Имеется два способа предотвращения негативных эффектов монополизма. Первый – дробление крупных компаний, запреты на их объединение, картели и т. п., добиваясь таким путем расширения конкуренции (путь американских антитрестовских законов). Второй, – используя общность интересов крупных компаний и государства (если она есть!), договариваться о приемлемых для общества правилах хозяйственной деятельности компаний (и об их правах, о государственных гарантиях и т. п.), в определенных случаях о ценах, нормах рентабельности, распределении доходов (а со стороны государства – о величине рентных налогов, внешнеторговых пошлинах, льготах). Первый способ характерен для конкурентной, либеральной парадигмы, второй – для государственнической концепции, а особенно – не для идеологии или законодательства, а для практики таких стран, как Япония, Китай, Южная Корея.
По целям и мотивациям техноструктуры и по их эффективности, частные и государственные корпорации не имеют существенных различий. Это неоднократно подчеркивал Дж. Гэлбрейт. Это доказывает, что важнейшая часть экономической сферы не подвержена разделяющему влиянию разных идеологий и институциональных систем капитализма и социализма. И это было прочным основанием для неизменной веры Дж. Гэлбрейта в возможность и необходимость конвергенции двух систем.
В 70-80-е годы в странах соцлагеря искали способы распределить функции принятия решений по разным этажам и структурам системы административного управления и сделать взаимосвязи в ней менее жесткими. В рыночных странах в это время продолжалось опробование различных форм структурирования моря атомизированных предприятий, которые позволили бы сократить излишнее число степеней свободы и центров принятия решений. Само противопоставление анархического либерализма и планового централизма обязано своим появлением относительно примитивной двухуровневой схеме, лежащей в основе большей части теоретических концепций, которые появились в XIX веке и оказывали наибольшее воздействие на умы в начале XX века: вождь (или партия) и массы, государство (центр управления) и масса предприятий (однородных и атомизированных).
В СССР такая двухуровневая схема была создана на рубеже 20-х и 30-х годов и просуществовала до 90-х. Несмотря на длительную кампанию, начиная с Постановления Совета Министров СССР 1974 г. по созданию промышленных объединений, к началу перестройки среднее число предприятий в объединении было меньше 2. Иными словами, в среднем к головному предприятию (обычно достаточно эффективно работающему) удалось «прицепить» в среднем еще одно предприятие (как правило, слабое). Роль «крупных корпораций» выполняли по-прежнему главки и министерства. Так что в России к началу реформы 1992 года практически не было межотраслевых производственных объединений, отсутствовал опыт согласования взаимных интересов в условиях свободных цен и самофинансирования. Функции межотраслевой координации выполнялись аппаратом министерств, главков, Госплана.

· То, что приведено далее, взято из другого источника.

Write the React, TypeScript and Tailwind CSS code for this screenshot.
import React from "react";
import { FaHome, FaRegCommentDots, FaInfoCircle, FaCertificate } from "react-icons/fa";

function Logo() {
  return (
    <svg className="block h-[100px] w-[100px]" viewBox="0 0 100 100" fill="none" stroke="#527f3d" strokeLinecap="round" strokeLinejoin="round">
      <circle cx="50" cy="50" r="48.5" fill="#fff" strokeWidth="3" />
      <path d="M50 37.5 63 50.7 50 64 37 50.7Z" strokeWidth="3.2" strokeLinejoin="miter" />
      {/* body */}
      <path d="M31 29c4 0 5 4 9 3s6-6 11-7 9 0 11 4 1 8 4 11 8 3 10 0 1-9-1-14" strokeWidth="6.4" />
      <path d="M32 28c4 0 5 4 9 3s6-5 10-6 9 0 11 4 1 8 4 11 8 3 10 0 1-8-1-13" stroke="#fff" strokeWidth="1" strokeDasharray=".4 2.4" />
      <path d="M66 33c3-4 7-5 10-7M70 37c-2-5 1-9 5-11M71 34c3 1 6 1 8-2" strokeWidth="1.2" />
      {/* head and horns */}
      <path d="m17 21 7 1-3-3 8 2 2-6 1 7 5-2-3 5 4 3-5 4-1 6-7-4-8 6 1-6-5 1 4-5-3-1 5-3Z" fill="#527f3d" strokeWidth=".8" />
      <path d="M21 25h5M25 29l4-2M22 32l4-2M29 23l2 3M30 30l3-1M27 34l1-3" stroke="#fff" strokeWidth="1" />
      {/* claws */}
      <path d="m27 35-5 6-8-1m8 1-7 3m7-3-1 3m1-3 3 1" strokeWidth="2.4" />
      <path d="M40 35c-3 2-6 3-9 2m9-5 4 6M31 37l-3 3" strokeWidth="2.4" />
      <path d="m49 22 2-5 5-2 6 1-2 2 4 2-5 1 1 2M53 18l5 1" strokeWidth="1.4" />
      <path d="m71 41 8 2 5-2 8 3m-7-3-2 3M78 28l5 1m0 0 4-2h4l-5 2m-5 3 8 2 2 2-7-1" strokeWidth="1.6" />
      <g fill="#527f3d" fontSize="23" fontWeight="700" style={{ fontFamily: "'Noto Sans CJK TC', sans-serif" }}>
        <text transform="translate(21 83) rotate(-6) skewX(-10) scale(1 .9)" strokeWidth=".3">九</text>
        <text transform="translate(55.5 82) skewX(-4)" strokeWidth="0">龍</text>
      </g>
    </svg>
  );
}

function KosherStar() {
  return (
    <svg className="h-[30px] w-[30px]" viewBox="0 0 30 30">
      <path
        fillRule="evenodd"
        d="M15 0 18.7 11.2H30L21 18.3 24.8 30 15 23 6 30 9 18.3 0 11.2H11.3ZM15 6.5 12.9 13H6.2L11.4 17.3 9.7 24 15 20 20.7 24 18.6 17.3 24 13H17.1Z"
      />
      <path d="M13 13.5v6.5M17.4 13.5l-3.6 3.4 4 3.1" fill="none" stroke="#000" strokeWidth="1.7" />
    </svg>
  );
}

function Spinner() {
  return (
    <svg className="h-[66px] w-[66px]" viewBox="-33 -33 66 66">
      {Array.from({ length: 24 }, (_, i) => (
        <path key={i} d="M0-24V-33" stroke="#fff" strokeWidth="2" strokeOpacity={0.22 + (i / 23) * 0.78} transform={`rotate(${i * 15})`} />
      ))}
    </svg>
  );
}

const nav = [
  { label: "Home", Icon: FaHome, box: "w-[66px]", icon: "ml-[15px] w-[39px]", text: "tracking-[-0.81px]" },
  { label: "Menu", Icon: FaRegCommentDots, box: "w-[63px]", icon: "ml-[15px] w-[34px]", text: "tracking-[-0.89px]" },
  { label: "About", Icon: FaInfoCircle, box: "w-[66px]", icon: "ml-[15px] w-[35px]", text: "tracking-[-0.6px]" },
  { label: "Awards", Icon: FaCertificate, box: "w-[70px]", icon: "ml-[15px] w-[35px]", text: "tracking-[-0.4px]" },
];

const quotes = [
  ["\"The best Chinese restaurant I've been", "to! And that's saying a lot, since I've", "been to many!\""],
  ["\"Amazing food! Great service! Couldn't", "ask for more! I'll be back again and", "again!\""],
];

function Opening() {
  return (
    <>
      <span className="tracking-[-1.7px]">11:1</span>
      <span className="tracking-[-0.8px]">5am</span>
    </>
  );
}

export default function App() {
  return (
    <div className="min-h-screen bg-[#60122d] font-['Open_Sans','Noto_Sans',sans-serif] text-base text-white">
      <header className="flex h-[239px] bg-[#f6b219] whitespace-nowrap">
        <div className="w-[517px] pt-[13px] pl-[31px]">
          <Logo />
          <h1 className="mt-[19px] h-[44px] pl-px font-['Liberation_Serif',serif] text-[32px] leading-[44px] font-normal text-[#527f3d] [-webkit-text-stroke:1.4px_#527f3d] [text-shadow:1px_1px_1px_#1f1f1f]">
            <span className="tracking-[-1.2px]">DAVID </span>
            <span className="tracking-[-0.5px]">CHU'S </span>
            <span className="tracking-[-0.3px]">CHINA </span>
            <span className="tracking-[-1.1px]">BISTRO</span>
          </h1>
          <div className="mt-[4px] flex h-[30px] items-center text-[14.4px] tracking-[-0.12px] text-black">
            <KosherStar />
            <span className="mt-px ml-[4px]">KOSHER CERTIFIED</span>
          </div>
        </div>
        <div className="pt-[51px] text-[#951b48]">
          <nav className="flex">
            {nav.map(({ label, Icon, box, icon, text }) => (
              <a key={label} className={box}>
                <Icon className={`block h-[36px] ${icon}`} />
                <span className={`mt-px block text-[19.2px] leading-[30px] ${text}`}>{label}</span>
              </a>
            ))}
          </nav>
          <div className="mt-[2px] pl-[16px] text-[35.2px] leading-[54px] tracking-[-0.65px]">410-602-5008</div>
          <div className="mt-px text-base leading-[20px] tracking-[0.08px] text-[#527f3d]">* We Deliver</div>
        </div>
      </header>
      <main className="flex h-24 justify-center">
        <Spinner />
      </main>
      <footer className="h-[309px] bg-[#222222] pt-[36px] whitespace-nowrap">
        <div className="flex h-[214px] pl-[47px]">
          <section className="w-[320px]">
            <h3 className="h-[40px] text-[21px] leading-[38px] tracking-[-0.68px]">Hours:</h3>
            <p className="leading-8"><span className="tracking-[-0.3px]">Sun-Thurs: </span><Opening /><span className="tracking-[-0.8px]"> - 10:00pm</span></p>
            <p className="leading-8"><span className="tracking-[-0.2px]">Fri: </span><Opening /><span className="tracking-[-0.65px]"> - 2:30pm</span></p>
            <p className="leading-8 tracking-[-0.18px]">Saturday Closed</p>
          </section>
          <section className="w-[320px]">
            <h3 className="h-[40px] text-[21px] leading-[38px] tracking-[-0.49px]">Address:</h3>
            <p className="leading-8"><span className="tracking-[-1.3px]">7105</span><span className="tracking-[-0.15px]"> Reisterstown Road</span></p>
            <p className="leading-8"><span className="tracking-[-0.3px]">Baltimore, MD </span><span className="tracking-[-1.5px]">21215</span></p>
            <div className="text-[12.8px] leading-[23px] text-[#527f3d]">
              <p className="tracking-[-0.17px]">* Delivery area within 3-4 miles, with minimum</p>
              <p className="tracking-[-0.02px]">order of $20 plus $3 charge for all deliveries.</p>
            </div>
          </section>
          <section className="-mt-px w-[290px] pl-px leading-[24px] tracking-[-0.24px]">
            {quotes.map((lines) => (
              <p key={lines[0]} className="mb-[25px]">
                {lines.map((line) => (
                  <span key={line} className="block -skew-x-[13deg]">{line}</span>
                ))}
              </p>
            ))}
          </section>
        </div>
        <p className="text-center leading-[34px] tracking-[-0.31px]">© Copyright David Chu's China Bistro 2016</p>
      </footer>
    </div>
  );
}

Разрушение этого аппарата и либерализация цен привели к гигантским диспаритетам в ценах и финансовом положении предприятий и целых отраслей, инфляции, росту неплатежей.

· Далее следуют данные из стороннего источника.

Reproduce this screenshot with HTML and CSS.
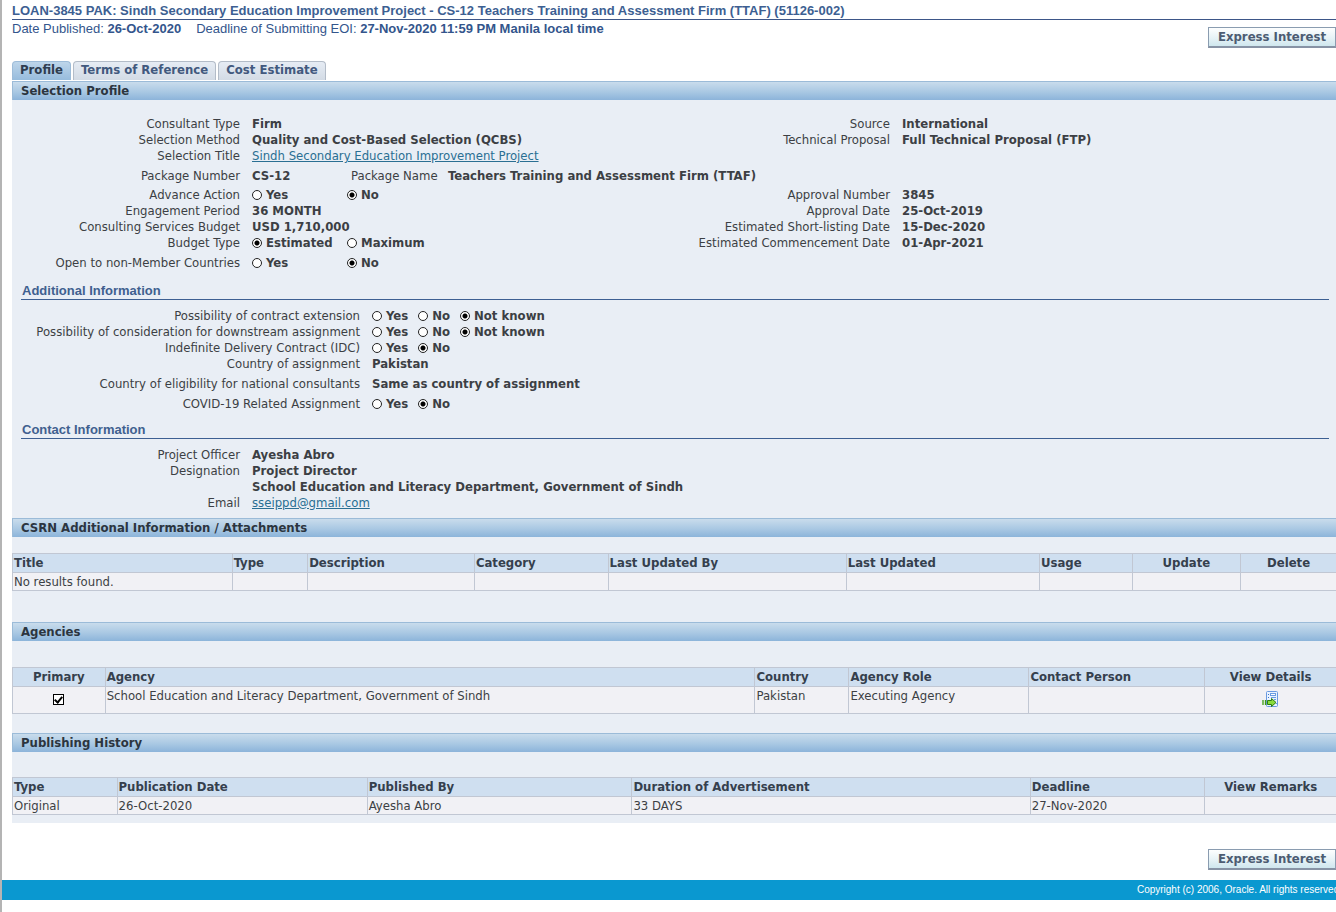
FILE: index.html
```
<!DOCTYPE html>
<html lang="en">
<head>
<meta charset="utf-8">
<title>Consulting Services Recruitment Notice</title>
<link rel="stylesheet" href="styles.css">
</head>
<body>
<div class="page">
  <header class="head">
    <h1 class="title">LOAN-3845 PAK: Sindh Secondary Education Improvement Project - CS-12 Teachers Training and Assessment Firm (TTAF) (51126-002)</h1>
    <div class="head-row">
      <p class="dates"><span>Date Published: <b>26-Oct-2020</b></span><span>Deadline of Submitting EOI: <b>27-Nov-2020 11:59 PM Manila local time</b></span></p>
      <button class="btn" type="button">Express Interest</button>
    </div>
  </header>
  <main class="main">
    <nav class="tabs">
      <a class="tab tab-active" href="#profile">Profile</a>
      <a class="tab" href="#terms">Terms of Reference</a>
      <a class="tab" href="#cost">Cost Estimate</a>
    </nav>
    <div class="panel">
      <h2 class="bar">Selection Profile</h2>
      <section class="profile">
        <div class="pair">
          <dl class="fields">
            <dt>Consultant Type</dt><dd>Firm</dd>
            <dt>Selection Method</dt><dd>Quality and Cost-Based Selection (QCBS)</dd>
            <dt>Selection Title</dt><dd><a class="link" href="#project">Sindh Secondary Education Improvement Project</a></dd>
          </dl>
          <dl class="fields fields-right">
            <dt>Source</dt><dd>International</dd>
            <dt>Technical Proposal</dt><dd>Full Technical Proposal (FTP)</dd>
          </dl>
        </div>
        <dl class="fields fields-package">
          <dt>Package Number</dt><dd>CS-12</dd>
          <dt>Package Name</dt><dd>Teachers Training and Assessment Firm (TTAF)</dd>
        </dl>
        <div class="pair">
          <dl class="fields">
            <dt id="l-adv">Advance Action</dt>
            <dd class="options options-wide" role="radiogroup" aria-labelledby="l-adv">
              <label><input type="radio" name="adv">Yes</label>
              <label><input type="radio" name="adv" checked>No</label>
            </dd>
            <dt>Engagement Period</dt><dd>36 MONTH</dd>
            <dt>Consulting Services Budget</dt><dd>USD 1,710,000</dd>
            <dt id="l-bud">Budget Type</dt>
            <dd class="options options-wide" role="radiogroup" aria-labelledby="l-bud">
              <label><input type="radio" name="bud" checked>Estimated</label>
              <label><input type="radio" name="bud">Maximum</label>
            </dd>
            <dt id="l-open" class="spaced">Open to non-Member Countries</dt>
            <dd class="options options-wide spaced" role="radiogroup" aria-labelledby="l-open">
              <label><input type="radio" name="open">Yes</label>
              <label><input type="radio" name="open" checked>No</label>
            </dd>
          </dl>
          <dl class="fields fields-right">
            <dt>Approval Number</dt><dd>3845</dd>
            <dt>Approval Date</dt><dd>25-Oct-2019</dd>
            <dt>Estimated Short-listing Date</dt><dd>15-Dec-2020</dd>
            <dt>Estimated Commencement Date</dt><dd>01-Apr-2021</dd>
          </dl>
        </div>
      </section>
      <section class="sub">
        <h3 class="subhead">Additional Information</h3>
        <dl class="fields fields-wide">
          <dt id="l-ext">Possibility of contract extension</dt>
          <dd class="options" role="radiogroup" aria-labelledby="l-ext">
            <label><input type="radio" name="ext">Yes</label>
            <label><input type="radio" name="ext">No</label>
            <label><input type="radio" name="ext" checked>Not known</label>
          </dd>
          <dt id="l-down">Possibility of consideration for downstream assignment</dt>
          <dd class="options" role="radiogroup" aria-labelledby="l-down">
            <label><input type="radio" name="down">Yes</label>
            <label><input type="radio" name="down">No</label>
            <label><input type="radio" name="down" checked>Not known</label>
          </dd>
          <dt id="l-idc">Indefinite Delivery Contract (IDC)</dt>
          <dd class="options" role="radiogroup" aria-labelledby="l-idc">
            <label><input type="radio" name="idc">Yes</label>
            <label><input type="radio" name="idc" checked>No</label>
          </dd>
          <dt>Country of assignment</dt><dd>Pakistan</dd>
          <dt class="spaced">Country of eligibility for national consultants</dt><dd class="spaced">Same as country of assignment</dd>
          <dt id="l-cov" class="spaced">COVID-19 Related Assignment</dt>
          <dd class="options spaced" role="radiogroup" aria-labelledby="l-cov">
            <label><input type="radio" name="cov">Yes</label>
            <label><input type="radio" name="cov" checked>No</label>
          </dd>
        </dl>
      </section>
      <section class="sub">
        <h3 class="subhead">Contact Information</h3>
        <dl class="fields">
          <dt>Project Officer</dt><dd>Ayesha Abro</dd>
          <dt>Designation</dt><dd>Project Director<br>School Education and Literacy Department, Government of Sindh</dd>
          <dt>Email</dt><dd><a class="link" href="mailto:sseippd@gmail.com">sseippd@gmail.com</a></dd>
        </dl>
      </section>

      <h2 class="bar">CSRN Additional Information / Attachments</h2>
      <table class="grid grid-attachments">
        <colgroup><col class="a1"><col class="a2"><col class="a3"><col class="a4"><col class="a5"><col class="a6"><col class="a7"><col class="a8"><col></colgroup>
        <thead><tr><th>Title</th><th>Type</th><th>Description</th><th>Category</th><th>Last Updated By</th><th>Last Updated</th><th>Usage</th><th class="mid">Update</th><th class="mid">Delete</th></tr></thead>
        <tbody><tr><td>No results found.</td><td></td><td></td><td></td><td></td><td></td><td></td><td></td><td></td></tr></tbody>
      </table>

      <h2 class="bar">Agencies</h2>
      <table class="grid grid-agencies">
        <colgroup><col class="b1"><col class="b2"><col class="b3"><col class="b4"><col class="b5"><col></colgroup>
        <thead><tr><th class="mid">Primary</th><th>Agency</th><th>Country</th><th>Agency Role</th><th>Contact Person</th><th class="mid">View Details</th></tr></thead>
        <tbody><tr>
          <td class="mid"><input class="check" type="checkbox" aria-label="Primary" checked></td>
          <td>School Education and Literacy Department, Government of Sindh</td><td>Pakistan</td><td>Executing Agency</td><td></td>
          <td class="mid"><a class="details" href="#details" aria-label="View Details">
            <svg width="17" height="17" viewBox="0 0 17 17" aria-hidden="true">
              <rect x="4.500" y="0.500" width="11" height="15" rx="1" fill="#eaf3ff" stroke="#6a9ae0"/>
              <path d="M6 3.500h1M6 6.500h1" stroke="#3c74cc"/>
              <rect x="8.500" y="2.500" width="5" height="2" fill="#fff" stroke="#6c9de2"/>
              <path d="M9 6.500h5M12 8.500h2M14 12.500h1" stroke="#6c9de2"/>
              <path d="M1 9v5M3.500 9v5" stroke="#3f9e12" stroke-width="1.300"/>
              <path d="M5.500 9.500h4v-2l4.500 4-4.500 4v-2h-4z" fill="#8bdc3c" stroke="#2c7d10"/>
            </svg></a></td>
        </tr></tbody>
      </table>

      <h2 class="bar">Publishing History</h2>
      <table class="grid grid-history">
        <colgroup><col class="c1"><col class="c2"><col class="c3"><col class="c4"><col class="c5"><col></colgroup>
        <thead><tr><th>Type</th><th>Publication Date</th><th>Published By</th><th>Duration of Advertisement</th><th>Deadline</th><th class="mid">View Remarks</th></tr></thead>
        <tbody><tr><td>Original</td><td>26-Oct-2020</td><td>Ayesha Abro</td><td>33 DAYS</td><td>27-Nov-2020</td><td></td></tr></tbody>
      </table>
    </div>
    <div class="actions"><button class="btn" type="button">Express Interest</button></div>
  </main>
  <footer class="foot"><span>Copyright (c) 2006, Oracle. All rights reserved.</span></footer>
</div>
</body>
</html>
```
FILE: styles.css
```
* { box-sizing: border-box; }
body {
  margin: 0;
  background: #fff;
  color: #3c3f44;
  font: 13px/16px "DejaVu Sans Condensed", Tahoma, sans-serif;
}
h1, h2, h3, p, dl, dd { margin: 0; }
.page {
  min-height: 100vh;
  border-left: 2px solid #b4b4b4;
  overflow: hidden;
}
.head, .main { padding-left: 10px; }
.head { font-family: "Liberation Sans", Arial, sans-serif; color: #33558c; }
.title {
  padding-top: 3px;
  height: 20px;
  border-bottom: 1px solid #3d5688;
  font-size: 13px;
  line-height: 16px;
  white-space: nowrap;
  color: #3d5f92;
}
.head-row { display: flex; justify-content: space-between; align-items: flex-start; }
.head-row .btn { margin-top: 7px; }
.dates { display: flex; gap: 15px; padding-top: 1px; font-size: 13px; }
.btn {
  min-width: 128px;
  height: 21px;
  padding: 0;
  border: 1px solid #8a9cb0;
  border-bottom: 2px solid #8793a5;
  background: linear-gradient(#fdfefe, #e6f2f6 55%, #cfe7ee);
  color: #4c5c72;
  font: bold 13px/16px "DejaVu Sans Condensed", Tahoma, sans-serif;
}
.tabs { display: flex; gap: 2px; padding-top: 13px; }
.tab {
  height: 19px;
  padding: 0 7px;
  border: 1px solid #b3bcc8;
  border-bottom: 0;
  border-radius: 4px 4px 0 0;
  background: linear-gradient(#e6ecf4, #d3dbe5);
  color: #42597e;
  font-weight: bold;
  text-decoration: none;
}
.tab-active {
  border-color: #9dbcd9;
  background: linear-gradient(#bdd5ea, #97bcdd);
  color: #2f3d50;
}
.panel { margin-top: 1px; padding-bottom: 8px; background: #e9eef5; }
.bar {
  height: 19px;
  padding: 0 8px;
  border-top: 1px solid #9bbbd8;
  border-left: 1px solid #9bbbd8;
  background: linear-gradient(#c9dcec, #a9c8e3 55%, #8cb4da);
  color: #2c353f;
  font-size: 13px;
  line-height: 18px;
}
.profile { padding: 16px 0 0; }
.pair { display: grid; grid-template-columns: 1fr 1fr; align-items: start; }
.fields { display: grid; grid-template-columns: 228px 1fr; column-gap: 12px; }
.fields-right { grid-template-columns: 216px 1fr; }
.fields-wide { grid-template-columns: 348px 1fr; }
.fields-package {
  grid-template-columns: 228px 87px 85px 1fr;
  margin: 4px 0 3px;
}
.fields dt { text-align: right; white-space: nowrap; }
.fields dd { font-weight: bold; white-space: nowrap; }
.fields .spaced { margin-top: 4px; }
.link { color: #2a6f93; font-weight: normal; }
.options { display: flex; gap: 10px; }
.options label { display: flex; align-items: center; gap: 4px; }
.options-wide { gap: 0; }
.options-wide label { width: 95px; }
input[type="radio"] {
  appearance: none;
  width: 10px;
  height: 10px;
  margin: 0;
  border: 1px solid #222;
  border-radius: 50%;
  background: #fff;
}
input[type="radio"]:checked { background: radial-gradient(circle, #000 2px, #fff 3px); }
.sub { padding-top: 12px; }
.sub + .bar { margin-top: 7px; }
.subhead {
  margin: 0 7px 8px 9px;
  padding-left: 1px;
  border-bottom: 1px solid #3d5f92;
  color: #40608f;
  font: bold 13px/16px "Liberation Sans", Arial, sans-serif;
}
.sub + .sub { padding-top: 10px; }
.grid { width: 100%; table-layout: fixed; border-collapse: collapse; }
.grid th, .grid td {
  height: 19px;
  padding: 1px;
  border: 1px solid #c1c7d3;
  border-right: 0;
  overflow: hidden;
  text-align: left;
  vertical-align: top;
  white-space: nowrap;
}
.grid th { background: #cfdff0; color: #35404d; }
.grid td { padding-bottom: 0; height: 18px; background: #f1f1f5; }
.grid .mid { text-align: center; }
.grid-attachments { margin: 16px 0 31px; }
.grid-agencies { margin: 26px 0 19px; }
.grid-agencies td { height: 27px; }
.grid-agencies td.mid { padding-top: 4px; }
.grid-history { margin-top: 25px; }
.a1 { width: 16.6%; } .a2 { width: 5.7%; } .a3 { width: 12.6%; } .a4 { width: 10.1%; }
.a5 { width: 18%; } .a6 { width: 14.6%; } .a7 { width: 7%; } .a8 { width: 8.2%; }
.b1 { width: 7%; } .b2 { width: 49.1%; } .b3 { width: 7.1%; } .b4 { width: 13.6%; } .b5 { width: 13.3%; }
.c1 { width: 7.9%; } .c2 { width: 18.9%; } .c3 { width: 20%; } .c4 { width: 30.1%; } .c5 { width: 13.2%; }
.check {
  appearance: none;
  display: inline-block;
  width: 11px;
  height: 11px;
  margin: 3px 0 0;
  border: 1px solid #000;
  background: #fff;
}
.check:checked::before {
  content: "";
  display: block;
  width: 3px;
  height: 6px;
  margin: 0 auto;
  border: solid #000;
  border-width: 0 2px 2px 0;
  transform: rotate(40deg);
}
.details { display: inline-block; height: 17px; }
.details svg { display: block; }
.actions { display: flex; justify-content: flex-end; padding: 26px 0 10px; }
.foot {
  display: flex;
  justify-content: flex-end;
  height: 20px;
  background: #0a98d0;
  color: #fff;
  font: 10px/20px "Liberation Sans", Arial, sans-serif;
}
.foot span { margin-right: -6px; white-space: nowrap; }
```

Когда в 1992 г. эти структуры были ликвидированы, а цены освобождены, крупные предприятия индустриального сектора, будучи олигополистами или даже монополистами по многим видам продукции, лишившись координирующего центра в лице государства, за редким исключением не сумели обеспечить межотраслевое согласование цен, сохранить связи с партнерами, добиться изменения экономической политики государства. Те из них, которые не были экспортерами и не испытывали конкуренции со стороны импорта, действовали как классические монополисты: повышали цены и снижали производство (см. также [37, разд. 4.4]).
Серьезным отличием российской экономики от экономики большинства других стран, в том числе и развитых, является гораздо меньшая доля у нас малого бизнеса – и по доле занятых, и по доле продукции. Нередко высказывается мнение, что это – одна из важных причин ее низкой эффективности. В частности, с повышением доли малых предприятий связывают переход к инновационному развитию. 25–26 января 2010 года Анатолий Чубайс и Владислав Сурков побывали в Массачусетском технологическом институте. После этого В. Сурков сказал, что России для инновационного рывка нужны именно небольшие компании типа тех, что образовались в Силиконовой долине, вокруг Стэнфордского университета и МТИ. Можно однозначно утверждать, что в современной России главным препятствием для ее возвращения на траекторию инновационного развития служит не нехватка (практически – отсутствие) независимых малых предприятий, разрабатывающих новые научные и технические идеи и решения, а именно нехватка крупных компаний, заинтересованных в новых идеях и способных осуществлять их опытно-конструкторскую доработку и «раскрутку» для превращения в основу для массового производства. Передовые научные и технологические достижения могут быть получены небольшими группами талантливых энтузиастов «в гараже», «на коленке» и в условиях экономической изоляции. Но превратиться в значимый факт мирового экономического развития они могут только при условии, если их использованием, «встраиванием» в действующие структуры производства и реализации готовых изделий займется транснациональная корпорация. В России таких корпораций почти нет. Поэтому стратегия модернизации должна состоять в обеспечении максимальной привлекательности условий работы в России для западных компаний. Но станет ли Россия в результате такой стратегии одной из стран – лидеров научно-технического прогресса или только лабораторией, осуществляющей научное обслуживание транснациональных корпораций?